1. Let \(\Gamma\) be a simple smooth closed oriented curve in the plane, surrounding the point \(\lambda=0\); let \(t_1,\ldots,t_n\) be certain points on \(\Gamma\); and let \(p,\beta_1,\ldots,\beta_n\) be real numbers satisfying the relations
   \[ 1<p<\infty;\qquad -1<\beta_k<p-1 \quad (k=1,\ldots,n). \tag{1} \]

By \(L_p(\Gamma,\rho)\) we denote the space \(L_p\) on \(\Gamma\) with weight \(\rho(t)=\prod |t-t_k|^{\beta_k}\), and by \(L_p^m(\Gamma,\rho)\) the space of vector-functions \(\varphi=(\varphi_1,\ldots,\varphi_m)\) with components \(\varphi_j\in L_p(\Gamma,\rho)\).

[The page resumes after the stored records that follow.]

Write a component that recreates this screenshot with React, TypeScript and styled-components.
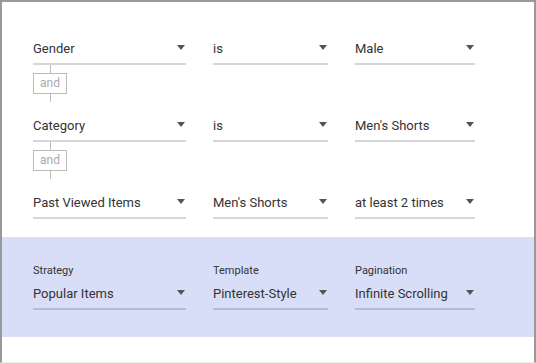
import styled, { createGlobalStyle } from 'styled-components'

const GlobalStyle = createGlobalStyle`
  html, body {
    margin: 0;
    padding: 0;
    background: #fff;
  }
  body {
    font-family: Roboto, "Liberation Sans", Arial, sans-serif;
    color: #333;
  }
`;

const Frame = styled.div`
  width: 536px;
  height: 363px;
  box-sizing: border-box;
  border: 2px solid #999;
  border-bottom: 1px solid #eee;
  background: #fff;
  display: flex;
  flex-direction: column;
`;

const Rules = styled.div`
  padding: 35px 0 0 31px;
  display: flex;
  flex-direction: column;
`;

const Grid = styled.div`
  display: grid;
  grid-template-columns: 153px 115px 120px;
  column-gap: 27px;
`;

const Field = styled.div<{ $tone?: 'light' | 'panel' }>`
  position: relative;
  height: 22px;
  line-height: 23px;
  padding-bottom: 4px;
  border-bottom: 2px solid ${p => (p.$tone === 'panel' ? '#b9bccb' : '#d6d6d6')};
  font-size: 13px;
  color: #333;
  white-space: nowrap;
`;

const Arrow = styled.span`
  position: absolute;
  right: 1px;
  top: 8px;
  width: 0;
  height: 0;
  border-left: 4px solid transparent;
  border-right: 4px solid transparent;
  border-top: 5px solid #555;
`;

const Connector = styled.div<{ $after: number }>`
  width: 34px;
  display: flex;
  flex-direction: column;
  align-items: center;
  margin-bottom: ${p => p.$after}px;
`;

const Stem = styled.div`
  width: 1px;
  height: 8px;
  background: #bbb;
`;

const AndBox = styled.div`
  box-sizing: border-box;
  width: 34px;
  height: 21px;
  border: 1px solid #bbb;
  font-size: 12px;
  line-height: 19px;
  text-align: center;
  color: #aaa;
`;

const Panel = styled.div`
  margin-top: 18px;
  background: #d9def8;
  padding: 27px 0 27px 31px;
`;

const Label = styled.div`
  font-size: 11px;
  line-height: 14px;
  margin-bottom: 4px;
  color: #333;
`;

type Sel = { value: string; tone?: 'light' | 'panel' };

function Select({ value, tone }: Sel) {
  return (
    <Field $tone={tone}>
      {value}
      <Arrow />
    </Field>
  );
}

const rows = [
  ['Gender', 'is', 'Male'],
  ['Category', 'is', "Men's Shorts"],
  ['Past Viewed Items', "Men's Shorts", 'at least 2 times'],
];

const settings = [
  ['Strategy', 'Popular Items'],
  ['Template', 'Pinterest-Style'],
  ['Pagination', 'Infinite Scrolling'],
];

export default function App() {
  return (
    <>
      <GlobalStyle />
      <Frame>
        <Rules>
          {rows.map((r, i) => (
            <div key={i}>
              <Grid>
                {r.map(v => (
                  <Select key={v} value={v} />
                ))}
              </Grid>
              {i < rows.length - 1 && (
                <Connector $after={12}>
                  <Stem />
                  <AndBox>and</AndBox>
                  <Stem />
                </Connector>
              )}
            </div>
          ))}
        </Rules>
        <Panel>
          <Grid>
            {settings.map(([label, value]) => (
              <div key={label}>
                <Label>{label}</Label>
                <Select value={value} tone="panel" />
              </div>
            ))}
          </Grid>
        </Panel>
      </Frame>
    </>
  );
}
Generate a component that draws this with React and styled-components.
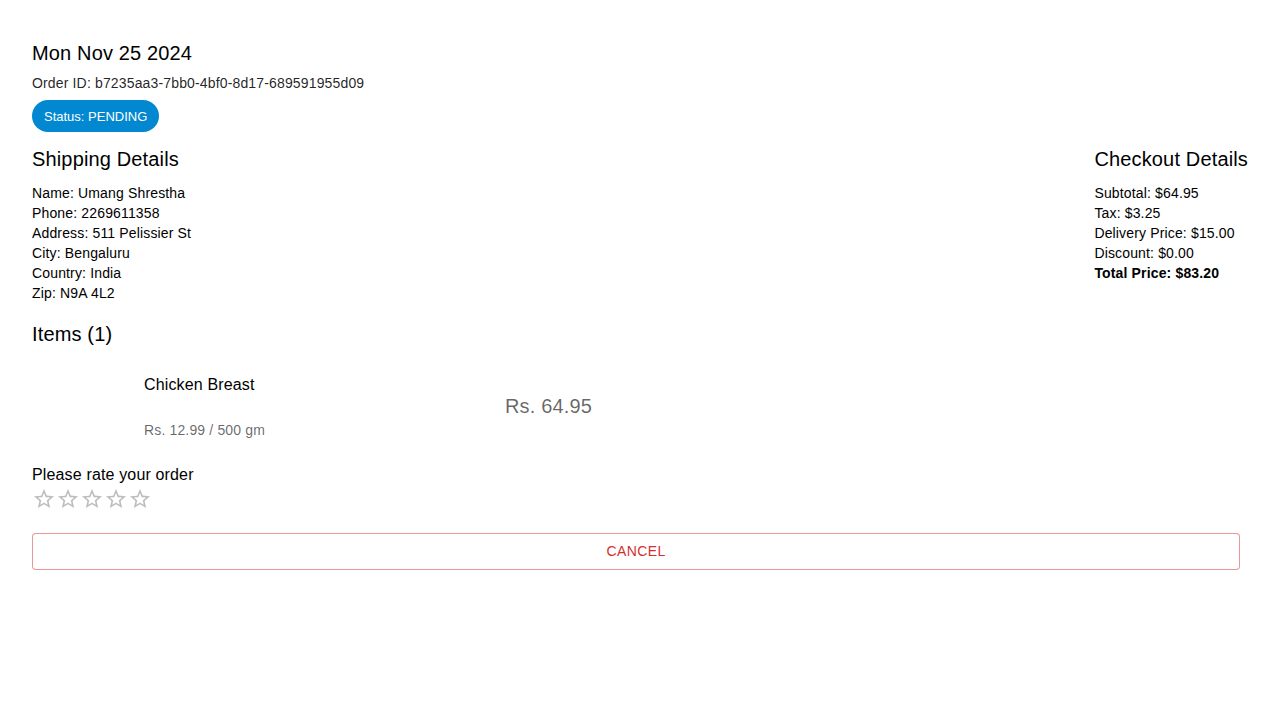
import styled, { createGlobalStyle } from 'styled-components';

const GlobalStyle = createGlobalStyle`
  * { box-sizing: border-box; }
  body {
    margin: 0;
    background: #fff;
    font-family: "Liberation Sans", Arial, Helvetica, sans-serif;
    color: #000;
  }
`;

const order = {
  date: 'Mon Nov 25 2024',
  id: 'b7235aa3-7bb0-4bf0-8d17-689591955d09',
  status: 'PENDING',
  shipping: [
    ['Name', 'Umang Shrestha'],
    ['Phone', '2269611358'],
    ['Address', '511 Pelissier St'],
    ['City', 'Bengaluru'],
    ['Country', 'India'],
    ['Zip', 'N9A 4L2'],
  ],
  checkout: [
    ['Subtotal', '$64.95'],
    ['Tax', '$3.25'],
    ['Delivery Price', '$15.00'],
    ['Discount', '$0.00'],
  ],
  total: '$83.20',
  items: [{ name: 'Chicken Breast', unit: 'Rs. 12.99 / 500 gm', price: 'Rs. 64.95' }],
};

function StarIcon() {
  return (
    <svg viewBox="0 0 24 24" width="24" height="24" fill="currentColor">
      <path d="M22 9.24l-7.19-.62L12 2 9.19 8.63 2 9.24l5.46 4.73L5.82 21 12 17.27 18.18 21l-1.63-7.03L22 9.24zM12 15.4l-3.76 2.27 1-4.28-3.32-2.88 4.38-.38L12 6.1l1.71 4.04 4.38.38-3.32 2.88 1 4.28L12 15.4z" />
    </svg>
  );
}

function App() {
  return (
    <>
      <GlobalStyle />
      <Page>
        <Heading>{order.date}</Heading>
        <OrderId>Order ID: {order.id}</OrderId>
        <Chip>Status: {order.status}</Chip>

        <DetailsRow>
          <div>
            <Heading>Shipping Details</Heading>
            <Lines>
              {order.shipping.map(([k, v]) => (
                <Line key={k}>
                  {k}: {v}
                </Line>
              ))}
            </Lines>
          </div>
          <div>
            <Heading>Checkout Details</Heading>
            <Lines>
              {order.checkout.map(([k, v]) => (
                <Line key={k}>
                  {k}: {v}
                </Line>
              ))}
              <Line $bold>Total Price: {order.total}</Line>
            </Lines>
          </div>
        </DetailsRow>

        <ItemsHeading>Items ({order.items.length})</ItemsHeading>
        {order.items.map((item) => (
          <ItemRow key={item.name}>
            <Thumb />
            <ItemInfo>
              <ItemName>{item.name}</ItemName>
              <ItemUnit>{item.unit}</ItemUnit>
            </ItemInfo>
            <ItemPrice>{item.price}</ItemPrice>
          </ItemRow>
        ))}

        <RateLabel>Please rate your order</RateLabel>
        <Stars>
          {[1, 2, 3, 4, 5].map((n) => (
            <StarIcon key={n} />
          ))}
        </Stars>

        <CancelButton>Cancel</CancelButton>
      </Page>
    </>
  );
}

const Page = styled.div`
  display: flex;
  flex-direction: column;
  align-items: flex-start;
  padding: 37px 40px 32px 32px;
`;

const Heading = styled.h6`
  margin: 0;
  font-size: 20px;
  font-weight: 400;
  line-height: 32px;
  letter-spacing: 0.0075em;
`;

const OrderId = styled.p`
  margin: 4px 0 0;
  font-size: 14px;
  line-height: 20px;
  letter-spacing: 0.01071em;
  color: rgba(0, 0, 0, 0.87);
`;

const Chip = styled.span`
  margin-top: 7px;
  height: 32px;
  padding: 0 12px;
  display: inline-flex;
  align-items: center;
  border-radius: 16px;
  background: #0288d1;
  color: #fff;
  font-size: 13px;
`;

const DetailsRow = styled.div`
  align-self: stretch;
  margin: 11px -8px 0 0;
  display: flex;
  justify-content: space-between;
`;

const Lines = styled.div`
  margin-top: 8px;
  display: flex;
  flex-direction: column;
`;

const Line = styled.span`
  font-size: 14px;
  line-height: 20px;
  letter-spacing: 0.01071em;
  font-weight: ${({ $bold }) => ($bold ? 700 : 400)};
`;

const ItemsHeading = styled(Heading)`
  margin-top: 15px;
`;

const ItemRow = styled.div`
  margin-top: 6px;
  display: flex;
  align-items: center;
  height: 100px;
`;

const Thumb = styled.div`
  width: 100px;
  height: 100px;
  margin-right: 12px;
`;

const ItemInfo = styled.div`
  width: 361px;
  display: flex;
  flex-direction: column;
  gap: 23px;
`;

const ItemName = styled.span`
  font-size: 16px;
  line-height: 24px;
  letter-spacing: 0.00938em;
`;

const ItemUnit = styled.span`
  font-size: 14px;
  line-height: 20px;
  letter-spacing: 0.01071em;
  color: rgba(0, 0, 0, 0.6);
`;

const ItemPrice = styled.span`
  font-size: 20px;
  line-height: 32px;
  letter-spacing: 0.0075em;
  color: rgba(0, 0, 0, 0.6);
`;

const RateLabel = styled.p`
  margin: 7px 0 0;
  font-size: 16px;
  line-height: 24px;
  letter-spacing: 0.00938em;
`;

const Stars = styled.div`
  display: flex;
  color: rgba(0, 0, 0, 0.26);
`;

const CancelButton = styled.button`
  margin-top: 22px;
  align-self: stretch;
  height: 37px;
  padding: 0;
  background: #fff;
  border: 1px solid rgba(211, 47, 47, 0.5);
  border-radius: 4px;
  color: #d32f2f;
  font-family: "Liberation Sans", Arial, sans-serif;
  font-size: 14px;
  font-weight: 400;
  line-height: 35px;
  letter-spacing: 0.02857em;
  text-transform: uppercase;
  cursor: pointer;
`;

export default App;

Consider in \(L_p^m(\Gamma,\rho)\) the matrix singular integral operators
\[ (K\varphi)(t)=C(t)\varphi(t)+D(t)(S\varphi)(t), \qquad (L\varphi)(t)=C(t)\varphi(t)+(SD\varphi)(t), \]
where \(C(t)\) and \(D(t)\) are matrix-functions \((t\in\Gamma)\), and \(S\) is the matrix operator of singular integration
\[ (S\varphi)(t)=\frac{1}{\pi i}\int_\Gamma \frac{\varphi(\tau)}{\tau-t}\,d\tau . \]

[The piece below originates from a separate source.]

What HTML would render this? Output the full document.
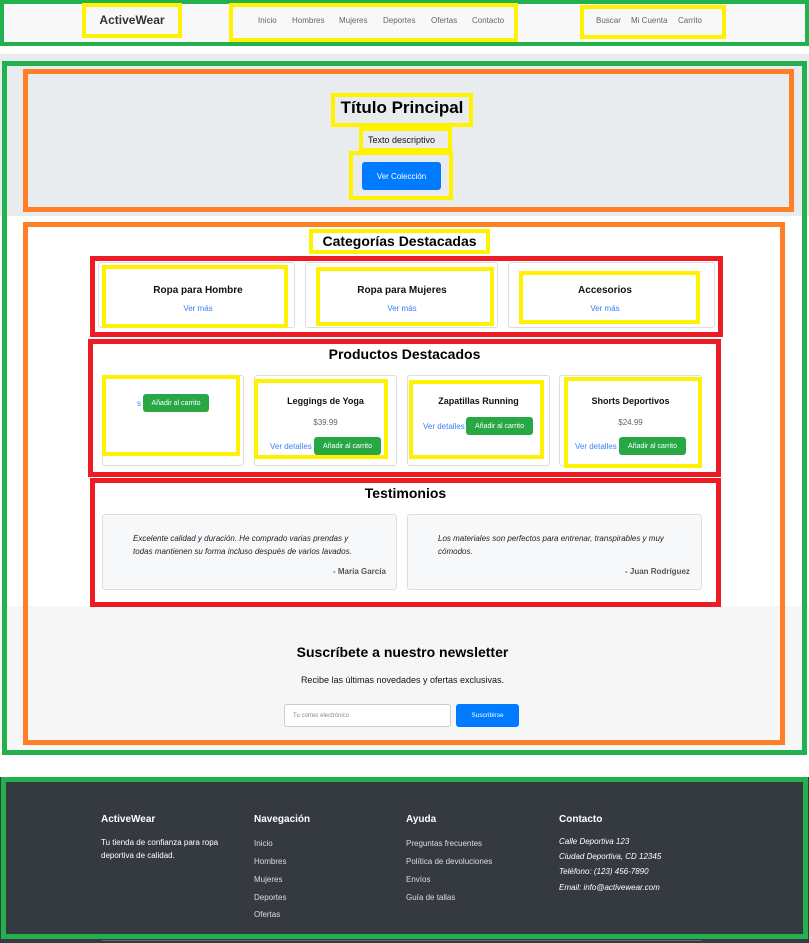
<!DOCTYPE html>
<html><head><meta charset="utf-8"><style>
*{margin:0;padding:0;box-sizing:border-box}
body{width:809px;height:943px;position:relative;background:#fff;font-family:"Liberation Sans",Arial,sans-serif;overflow:hidden;color:#111}
.a{position:absolute}
.b{position:absolute;border-style:solid}
.g{border-color:#22b14c;border-width:5px}
.o{border-color:#ff7f27;border-width:5px}
.r{border-color:#ed1c24;border-width:5px}
.y{border-color:#fff200;border-width:4px}
.c{text-align:center;white-space:nowrap}
.card{position:absolute;border:1px solid #ddd;border-radius:3px;background:#fff}
.btn{position:absolute;background:#28a745;color:#fff;font-size:7px;border-radius:3px;display:flex;align-items:center;justify-content:center}
.lnk{color:#3b82f6}
.f{position:absolute;color:#ddd;font-size:8px}
.fh{position:absolute;color:#fff;font-size:10px;font-weight:bold}
</style></head><body>
<div class="a" style="left:0;top:0;width:809px;height:46px;background:#f8f8f8"></div>
<div class="b g" style="left:0;top:0;width:809px;height:46px;border-width:4px"></div>
<div class="b y" style="left:82px;top:3px;width:100px;height:35px"></div>
<div class="a c" style="left:82px;top:13px;width:100px;font-size:12px;font-weight:bold;color:#333">ActiveWear</div>
<div class="b y" style="left:229px;top:3px;width:289px;height:39px"></div>
<div class="a" style="left:258px;top:16px;font-size:8px;color:#666">Inicio</div>
<div class="a" style="left:292px;top:16px;font-size:8px;color:#666">Hombres</div>
<div class="a" style="left:339px;top:16px;font-size:8px;color:#666">Mujeres</div>
<div class="a" style="left:383px;top:16px;font-size:8px;color:#666">Deportes</div>
<div class="a" style="left:431px;top:16px;font-size:8px;color:#666">Ofertas</div>
<div class="a" style="left:472px;top:16px;font-size:8px;color:#666">Contacto</div>
<div class="b y" style="left:580px;top:5px;width:146px;height:34px"></div>
<div class="a" style="left:596px;top:16px;font-size:8px;color:#666">Buscar</div>
<div class="a" style="left:631px;top:16px;font-size:8px;color:#666">Mi Cuenta</div>
<div class="a" style="left:678px;top:16px;font-size:8px;color:#666">Carrito</div>

<div class="a" style="left:0;top:54px;width:809px;height:162px;background:#e9ecef"></div>
<div class="a" style="left:0;top:606px;width:809px;height:144px;background:#f6f6f6"></div>
<div class="b g" style="left:2px;top:61px;width:805px;height:694px"></div>
<div class="b o" style="left:23px;top:69px;width:771px;height:143px"></div>
<div class="b y" style="left:331px;top:93px;width:142px;height:34px"></div>
<div class="a c" style="left:331px;top:98px;width:142px;font-size:17px;font-weight:bold;color:#000">Título Principal</div>
<div class="b y" style="left:359px;top:127px;width:93px;height:25px"></div>
<div class="a" style="left:368px;top:135px;font-size:9px;color:#111">Texto descriptivo</div>
<div class="b y" style="left:349px;top:151px;width:104px;height:49px"></div>
<div class="a" style="left:362px;top:162px;width:79px;height:28px;background:#007bff;border-radius:3px;color:#fff;font-size:8px;display:flex;align-items:center;justify-content:center">Ver Colección</div>

<div class="b o" style="left:23px;top:222px;width:762px;height:523px"></div>
<div class="b y" style="left:309px;top:229px;width:181px;height:25px"></div>
<div class="a c" style="left:309px;top:233px;width:181px;font-size:14px;font-weight:bold;color:#000">Categorías Destacadas</div>

<div class="b r" style="left:90px;top:256px;width:633px;height:81px"></div>
<div class="card" style="left:98px;top:262px;width:197px;height:66px"></div>
<div class="card" style="left:305px;top:262px;width:193px;height:66px"></div>
<div class="card" style="left:508px;top:262px;width:207px;height:66px"></div>
<div class="b y" style="left:102px;top:265px;width:186px;height:63px"></div>
<div class="b y" style="left:316px;top:267px;width:178px;height:59px"></div>
<div class="b y" style="left:519px;top:271px;width:181px;height:53px"></div>
<div class="a c" style="left:98px;top:285px;width:200px;font-size:10px;font-weight:bold">Ropa para Hombre</div>
<div class="a c lnk" style="left:98px;top:304px;width:200px;font-size:8px">Ver más</div>
<div class="a c" style="left:302px;top:285px;width:200px;font-size:10px;font-weight:bold">Ropa para Mujeres</div>
<div class="a c lnk" style="left:302px;top:304px;width:200px;font-size:8px">Ver más</div>
<div class="a c" style="left:505px;top:285px;width:200px;font-size:10px;font-weight:bold">Accesorios</div>
<div class="a c lnk" style="left:505px;top:304px;width:200px;font-size:8px">Ver más</div>

<div class="b r" style="left:88px;top:339px;width:633px;height:138px"></div>
<div class="a c" style="left:88px;top:346px;width:633px;font-size:14px;font-weight:bold;color:#000">Productos Destacados</div>
<div class="card" style="left:102px;top:375px;width:142px;height:91px"></div>
<div class="card" style="left:254px;top:375px;width:143px;height:91px"></div>
<div class="card" style="left:407px;top:375px;width:143px;height:91px"></div>
<div class="card" style="left:559px;top:375px;width:143px;height:91px"></div>
<div class="b y" style="left:102px;top:375px;width:138px;height:81px"></div>
<div class="b y" style="left:254px;top:379px;width:134px;height:80px"></div>
<div class="b y" style="left:409px;top:380px;width:135px;height:79px"></div>
<div class="b y" style="left:564px;top:377px;width:138px;height:91px"></div>
<div class="a lnk" style="left:137px;top:399px;font-size:8px">s</div>
<div class="btn" style="left:143px;top:394px;width:66px;height:18px">Añadir al carrito</div>
<div class="a c" style="left:254px;top:396px;width:143px;font-size:9px;font-weight:bold">Leggings de Yoga</div>
<div class="a c" style="left:254px;top:418px;width:143px;font-size:8px;color:#666">$39.99</div>
<div class="a lnk" style="left:270px;top:442px;font-size:8px">Ver detalles</div>
<div class="btn" style="left:314px;top:437px;width:67px;height:18px">Añadir al carrito</div>
<div class="a c" style="left:407px;top:396px;width:143px;font-size:9px;font-weight:bold">Zapatillas Running</div>
<div class="a lnk" style="left:423px;top:422px;font-size:8px">Ver detalles</div>
<div class="btn" style="left:466px;top:417px;width:67px;height:18px">Añadir al carrito</div>
<div class="a c" style="left:559px;top:396px;width:143px;font-size:9px;font-weight:bold">Shorts Deportivos</div>
<div class="a c" style="left:559px;top:418px;width:143px;font-size:8px;color:#666">$24.99</div>
<div class="a lnk" style="left:575px;top:442px;font-size:8px">Ver detalles</div>
<div class="btn" style="left:619px;top:437px;width:67px;height:18px">Añadir al carrito</div>

<div class="b r" style="left:90px;top:478px;width:631px;height:129px"></div>
<div class="a c" style="left:90px;top:485px;width:631px;font-size:14px;font-weight:bold;color:#000">Testimonios</div>
<div class="a" style="left:102px;top:514px;width:295px;height:76px;background:#f7f8fa;border:1px solid #ddd;border-radius:3px"></div>
<div class="a" style="left:407px;top:514px;width:295px;height:76px;background:#f7f8fa;border:1px solid #ddd;border-radius:3px"></div>
<div class="a" style="left:133px;top:532px;width:225px;font-size:8px;font-style:italic;line-height:13px;color:#222">Excelente calidad y duración. He comprado varias prendas y todas mantienen su forma incluso después de varios lavados.</div>
<div class="a" style="left:333px;top:567px;font-size:8px;font-weight:bold;color:#555">- María García</div>
<div class="a" style="left:438px;top:532px;width:235px;font-size:8px;font-style:italic;line-height:13px;color:#222">Los materiales son perfectos para entrenar, transpirables y muy cómodos.</div>
<div class="a" style="left:625px;top:567px;font-size:8px;font-weight:bold;color:#555">- Juan Rodríguez</div>

<div class="a c" style="left:0;top:644px;width:805px;font-size:14px;font-weight:bold;color:#000">Suscríbete a nuestro newsletter</div>
<div class="a c" style="left:0;top:675px;width:805px;font-size:9px;color:#111">Recibe las últimas novedades y ofertas exclusivas.</div>
<div class="a" style="left:284px;top:704px;width:167px;height:23px;background:#fff;border:1px solid #ccc;border-radius:3px;font-size:6px;color:#888;padding:8px 0 0 8px">Tu correo electrónico</div>
<div class="a" style="left:456px;top:704px;width:63px;height:23px;background:#007bff;border-radius:3px;color:#fff;font-size:6.5px;display:flex;align-items:center;justify-content:center">Suscribirse</div>

<div class="a" style="left:0;top:777px;width:809px;height:166px;background:#343a40"></div>
<div class="b g" style="left:1px;top:777px;width:807px;height:162px"></div>
<div class="fh" style="left:101px;top:814px">ActiveWear</div>
<div class="f" style="left:101px;top:836px;line-height:13px;width:130px;color:#fff">Tu tienda de confianza para ropa deportiva de calidad.</div>
<div class="fh" style="left:254px;top:814px">Navegación</div>
<div class="f" style="left:254px;top:839px">Inicio</div>
<div class="f" style="left:254px;top:857px">Hombres</div>
<div class="f" style="left:254px;top:875px">Mujeres</div>
<div class="f" style="left:254px;top:893px">Deportes</div>
<div class="f" style="left:254px;top:910px">Ofertas</div>
<div class="fh" style="left:406px;top:814px">Ayuda</div>
<div class="f" style="left:406px;top:839px">Preguntas frecuentes</div>
<div class="f" style="left:406px;top:857px">Política de devoluciones</div>
<div class="f" style="left:406px;top:875px">Envíos</div>
<div class="f" style="left:406px;top:893px">Guía de tallas</div>
<div class="fh" style="left:559px;top:814px">Contacto</div>
<div class="f" style="left:559px;top:837px;font-style:italic;color:#fff">Calle Deportiva 123</div>
<div class="f" style="left:559px;top:852px;font-style:italic;color:#fff">Ciudad Deportiva, CD 12345</div>
<div class="f" style="left:559px;top:867px;font-style:italic;color:#fff">Teléfono: (123) 456-7890</div>
<div class="f" style="left:559px;top:883px;font-style:italic;color:#fff">Email: info@activewear.com</div>
<div class="a" style="left:102px;top:940px;width:600px;height:1px;background:#666"></div>
</body></html>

The operators \(K\) and \(L\), in the case of continuous coefficients \(C\) and \(D\), are \(\Phi\)-operators if and only if the determinant \(\det(C+D)(C-D)\) does not vanish anywhere on \(\Gamma\). In the case of piecewise-continuous coefficients this condition, while remaining necessary, ceases to be sufficient for \(K\) and \(L\) to be \(\Phi\)-operators.

In the present note, for the case of piecewise-continuous coefficients \(C(t)\) and \(D(t)\), necessary and sufficient conditions are established under which \(K\) and \(L\) are \(\Phi\)-operators. The results obtained are a generalization to the case of systems of equations of the results of the authors \(\left({}^{1}\right)\) (see also \(\left({}^{2-4}\right)\)).

The operators \(K\) and \(L\), under the condition that the matrices \(C\) and \(D\) are composed of piecewise Hölder functions satisfying a Lipschitz condition in one-sided neighborhoods of the points of discontinuity, were studied by N. P. Vekua \(\left({}^{5}\right)\). In particular, he obtained sufficient conditions under which the operators \(K\) and \(L\) are \(\Phi\)-operators in certain classes of Hölder functions. Under the same restrictions on the coefficients \(C\) and \(D\), the operators \(K\) and \(L\) in the spaces \(L_p^m(\Gamma,\rho)\) were considered by B. V. Khvedelidze \(\left({}^{6}\right)\), who also obtained certain sufficient conditions under which \(K\) and \(L\) are \(\Phi\)-operators. In the paper of E. Shamir \(\left({}^{7}\right)\), operators of the type \(K\) and \(L\) are considered for the case when the contour \(\Gamma\) coincides with the real axis, while the matrices \(C\) and \(D\) are piecewise differentiable and satisfy certain conditions at infinity. Under these assumptions and the additional assumption of the nonsingularity of the matrices \(C+D\) and \(C-D\), he found necessary and sufficient conditions for the operators \(K\) and \(L\) to be \(\Phi\)-operators in the spaces \(L_p\).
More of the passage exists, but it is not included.